No one spares a kind word for Bo Xilai, the disgraced party chief of nearby Chongqing and now the official villain of the Big 18. Guizhouers want a better deal, but not the sort that the left-leaning Bo offered. "Bo was a bad guy," concludes a third Xijiang villager, who happened to be party to the previous conversation. "He had no new ideas of his own, so he just used those old ideas from the Mao era. I thought it was quite dangerous."
These political discussions, though, never go far. The red banners supporting the Big 18 are intended to engage country folk with the party, but not with politics. Guizhou people watching the Congress have exactly the same questions as foreign China-watchers. What are the leaders thinking? What will they do? What can they do? Like foreigners they fumble blindly for answers, and ultimately they have no say over how those answers will be reached.

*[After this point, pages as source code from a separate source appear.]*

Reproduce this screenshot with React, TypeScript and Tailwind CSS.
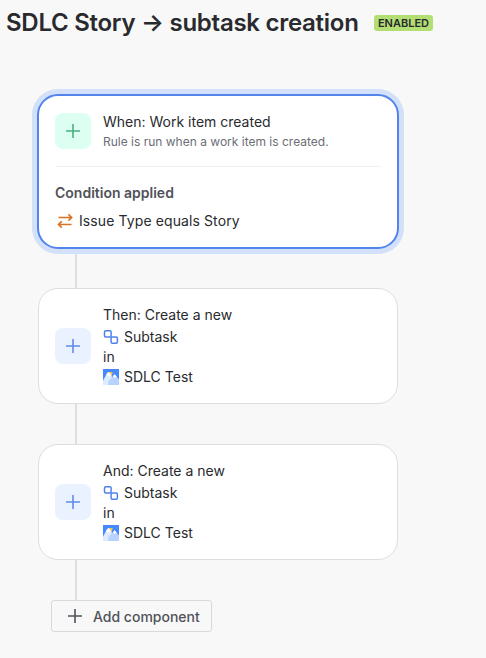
const PlusIcon = ({ className = '' }: { className?: string }) => (
  <svg className={className} width="14" height="14" viewBox="0 0 14 14" fill="none" stroke="currentColor" strokeWidth="1.6">
    <path d="M7 0v14M0 7h14" />
  </svg>
);

const SwapIcon = () => (
  <svg width="20" height="16" viewBox="0 0 20 16" fill="none" stroke="#d97224" strokeWidth="1.6">
    <path d="M3.5 4.5h13.2M13.4 1.4l3.3 3.1-3.3 3.1M16.5 11.5H3.4M6.8 8.4l-3.3 3.1 3.3 3.1" />
  </svg>
);

const SubtaskIcon = () => (
  <svg width="16" height="16" viewBox="0 0 16 16" fill="none" stroke="#5083ea" strokeWidth="1.5">
    <rect x="1.5" y="1.7" width="6.6" height="6.3" rx="1.2" />
    <rect x="8.1" y="8" width="6.3" height="6.3" rx="1.2" />
  </svg>
);

const ProjectAvatar = () => (
  <svg width="16" height="16" viewBox="0 0 16 16">
    <path d="M0 0h16v16H0z" fill="#4688ff" />
    <path d="M5.5 3h4.2l-.9 3.4L7 7z" fill="#f0c64c" />
    <path d="M0 11.5l4-7Q5 3 6 3.5l1.4 1.2L10 10l-3 6H0z" fill="#dfebfe" />
    <path d="M5.5 12l5-5.5 1-1.3 1.2 1.3L16 10.5V16H5z" fill="#b8d3ff" />
    <path d="M3.1 6l1.4-2.3Q5.4 3 6.3 3.7l1.2 1.5 1 2-1.1-.6-1.1 1-1-1.2-1.4 1zM10 7.3l1.5-2.1L13.2 7l.7 1.5-1.2-.5-1.2 1.1z" fill="#fff" />
  </svg>
);

function Connector({ className }: { className: string }) {
  return <div className={`ml-[75px] w-0.5 bg-[#dddee1] ${className}`} />;
}

function ActionCard({ title }: { title: string }) {
  return (
    <div className="ml-[38px] flex h-[116px] w-[360px] items-center rounded-[20px] border border-[#dddee1] bg-white pl-4">
      <div className="flex size-9 items-center justify-center rounded-lg bg-[#e9f2fe] text-[#5f8cec]">
        <PlusIcon />
      </div>
      <div className="ml-3 text-[14px] leading-5">
        <div className="mb-0.5">{title}</div>
        <div className="flex items-center gap-[5px]">
          <SubtaskIcon />
          <span>Subtask</span>
        </div>
        <div>in</div>
        <div className="flex items-center gap-[5px]">
          <ProjectAvatar />
          <span>SDLC Test</span>
        </div>
      </div>
    </div>
  );
}

export default function App() {
  return (
    <div className="h-[658px] w-[486px] overflow-hidden bg-[#f8f8f8] font-['Inter',sans-serif] text-[#292a2e]">
      <header className="flex h-[94px] items-start pl-1.5 pt-2">
        <h1 className="w-[352px] whitespace-nowrap pt-px text-[24px] font-semibold leading-7 tracking-[-0.27px]">
          SDLC Story → subtask creation
        </h1>
        <span className="ml-4 mt-[7px] flex h-4 w-[59px] items-center justify-center rounded-[3px] bg-[#b3df72] text-[11px] font-semibold">
          ENABLED
        </span>
      </header>

      <div className="ml-[37px] h-[155px] w-[362px] rounded-[21px] border-2 border-[#5384ec] bg-white px-4 pt-[17px] ring-5 ring-[#d2e0fa]">
        <div className="flex h-[54px] border-b border-[#f0f1f2]">
          <div className="flex size-9 items-center justify-center rounded-lg bg-[#dcfff1] text-[#4baf80]">
            <PlusIcon />
          </div>
          <div className="ml-3 -mt-px">
            <div className="text-[14px] leading-5">When: Work item created</div>
            <div className="text-[12px] leading-5 text-[#6b6e76]">Rule is run when a work item is created.</div>
          </div>
        </div>
        <div className="mt-4 text-[14px] font-semibold leading-5 text-[#505258]">Condition applied</div>
        <div className="mt-2 flex items-center gap-1 text-[14px] leading-5">
          <SwapIcon />
          <span className="tracking-[0.1px]">Issue Type equals Story</span>
        </div>
      </div>

      <Connector className="mt-[5px] h-[34px]" />
      <ActionCard title="Then: Create a new" />
      <Connector className="h-10" />
      <ActionCard title="And: Create a new" />
      <Connector className="h-10" />

      <button className="ml-[51px] flex h-8 w-[161px] items-center rounded-[3px] border border-[#d8d9dc] pl-4 text-[14px] font-medium text-[#505258]">
        <PlusIcon />
        <span className="ml-[11px]">Add component</span>
      </button>
    </div>
  );
}
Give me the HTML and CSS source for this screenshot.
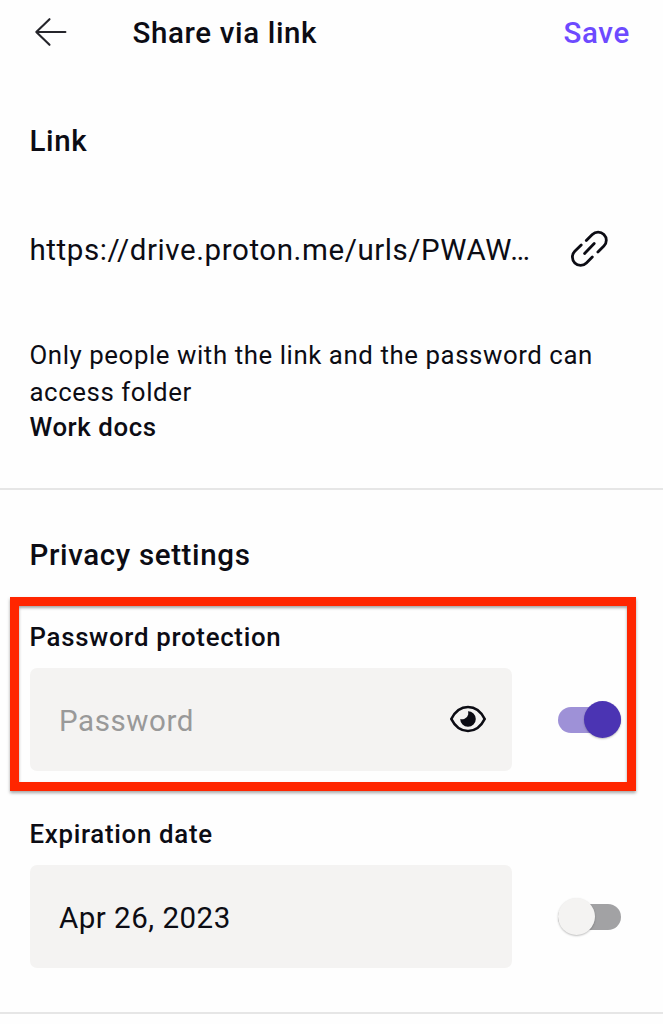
FILE: index.html
```html
<!DOCTYPE html>
<html lang="en">
<head>
<meta charset="utf-8">
<title>Share via link</title>
<link rel="stylesheet" href="styles.css">
</head>
<body>
<header class="topbar">
  <svg class="back" width="34" height="30" viewBox="0 0 34 30"><path d="M16.5 2.2 3.3 15 16.5 27.8M3.3 15H32.4"/></svg>
  <h1 class="title">Share via link</h1>
  <span class="save">Save</span>
</header>
<section class="link-section">
  <h2 class="heading">Link</h2>
  <div class="url-row">
    <span class="url">https://drive.proton.me/urls/PWAW…</span>
    <svg class="link-icon" width="40" height="40" viewBox="0 0 40 40"><path d="M17.3 12.5 23.3 6.5A8.2 8.2 0 0 1 34.9 18.1L28.9 24.1M12.2 16.9 5.8 23.3A8.2 8.2 0 0 0 17.4 34.9L23.3 29M15.6 25.5 25.2 15.5"/></svg>
  </div>
  <p class="note">Only people with the link and the password can<br>access folder</p>
  <p class="folder">Work docs</p>
</section>
<section class="privacy">
  <h2 class="heading">Privacy settings</h2>
  <div class="setting highlighted">
    <h3 class="label">Password protection</h3>
    <div class="control">
      <div class="field">
        <span class="placeholder">Password</span>
        <svg class="eye" width="38" height="30" viewBox="0 0 38 30"><path class="lid" d="M2.3 15C6.2 7.2 12.5 3 19 3S31.8 7.2 35.7 15C31.8 22.8 25.5 27 19 27S6.2 22.8 2.3 15Z"/><path class="iris" d="M19 7.2A7.8 7.8 0 1 1 11.2 15Q13 15.8 15.6 14.7 18.6 13.4 19.2 10.5 19.4 8.8 19 7.2Z"/></svg>
      </div>
      <div class="toggle on"><span class="thumb"></span></div>
    </div>
    <div class="marker"></div>
  </div>
  <div class="setting">
    <h3 class="label">Expiration date</h3>
    <div class="control">
      <div class="field"><span class="date">Apr 26, 2023</span></div>
      <div class="toggle"><span class="thumb"></span></div>
    </div>
  </div>
</section>
</body>
</html>
```

FILE: styles.css
```css
* { box-sizing: border-box; }
body {
  margin: 0;
  height: 1024px;
  overflow: hidden;
  background: #fefefe;
  color: #0c0c14;
  font-family: Roboto, sans-serif;
  font-size: 29.5px;
  letter-spacing: 0.58px;
}
h1, h2, h3, p { margin: 0; }
h1, h2, h3 { font-weight: 500; font-size: inherit; }
svg { display: block; fill: none; flex: none; }
.topbar {
  display: flex;
  align-items: center;
  height: 65px;
  padding: 0 33px 0 33px;
}
.back { margin-top: -1px; stroke: #25252b; stroke-width: 2.1; stroke-linecap: round; stroke-linejoin: round; }
.title { flex: 1; margin-left: 65.5px; letter-spacing: 0.64px; }
.save { color: #6d4aff; font-weight: 500; letter-spacing: 0.7px; }
.link-section {
  height: 425px;
  padding: 58px 30px 0 29.5px;
  border-bottom: 2px solid #e6e6e6;
}
.heading { line-height: 36px; letter-spacing: 0.64px; }
.url-row {
  display: flex;
  align-items: center;
  justify-content: space-between;
  height: 40px;
  margin-top: 71px;
  padding-right: 24px;
}
.url { white-space: nowrap; }
.link-icon { margin-top: -4px; stroke: #0c0c14; stroke-width: 2.8; stroke-linecap: round; }
.note { margin-top: 67px; font-size: 25.8px; line-height: 37px; white-space: nowrap; }
.folder { margin-top: -1px; font-size: 25.8px; line-height: 35px; font-weight: 500; }
.privacy {
  height: 524px;
  padding: 47px 30px 0 29.5px;
  border-bottom: 2px solid #e6e6e6;
}
.setting { position: relative; margin-top: 48px; }
.setting.highlighted { margin-top: 49px; }
.label { font-size: 25.8px; line-height: 30px; letter-spacing: 0.71px; }
.control {
  display: flex;
  align-items: center;
  gap: 46px;
  margin-top: 16px;
  padding-left: 0.5px;
}
.field {
  display: flex;
  align-items: center;
  justify-content: space-between;
  width: 482px;
  height: 103px;
  padding: 2px 25px 0 29px;
  border-radius: 7px;
  background: #f4f3f2;
}
.placeholder { color: #999; }
.date { letter-spacing: 0.5px; }
.eye { margin-top: -2.4px; }
.lid { stroke: #0c0c14; stroke-width: 2.7; stroke-linejoin: round; }
.iris { fill: #0c0c14; }
.toggle {
  display: flex;
  align-items: center;
  width: 63px;
  height: 26px;
  border-radius: 13px;
  background: #a2a2a4;
}
.toggle.on { justify-content: flex-end; background: #9e91d7; }
.thumb {
  width: 37px;
  height: 37px;
  border-radius: 50%;
  background: #f4f3f2;
  box-shadow: 0 1px 2px rgba(0, 0, 0, .25);
}
.on .thumb { background: #4b34b3; }
.marker {
  position: absolute;
  left: -19.5px;
  top: -25px;
  width: 626px;
  height: 194px;
  border: 9px solid #ff2600;
  box-shadow: 0 2px 3px rgba(0, 0, 0, .35), inset 0 2px 3px rgba(0, 0, 0, .35);
}
```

It is for this reason, perhaps, that by day two of the Party Congress, the villagers already seem to have moved on. In the palpably poor town of Chong'an, Miao people are oblivious to all the Beijing committees and the slogans; those who have TVs have switched them off and instead are celebrating their New Year with singing, dancing, and -- the main attraction -- buffalo fights. Those bright red banners rhapsodising the Big 18 are here too, but the villagers ignore them. As the water buffalo smash each other in the mud and the spectators crow in delight, I lamely ask a few of Chong'an's peasants how this rivals the wall-to-wall coverage of the Party Congress for entertainment. Most mutter that it's all the same to them, claim disinterest, or visibly recoil at the intrusion. Finally, an old farmer, irritated, turns his only eye on me. "Just watch the cows," he says.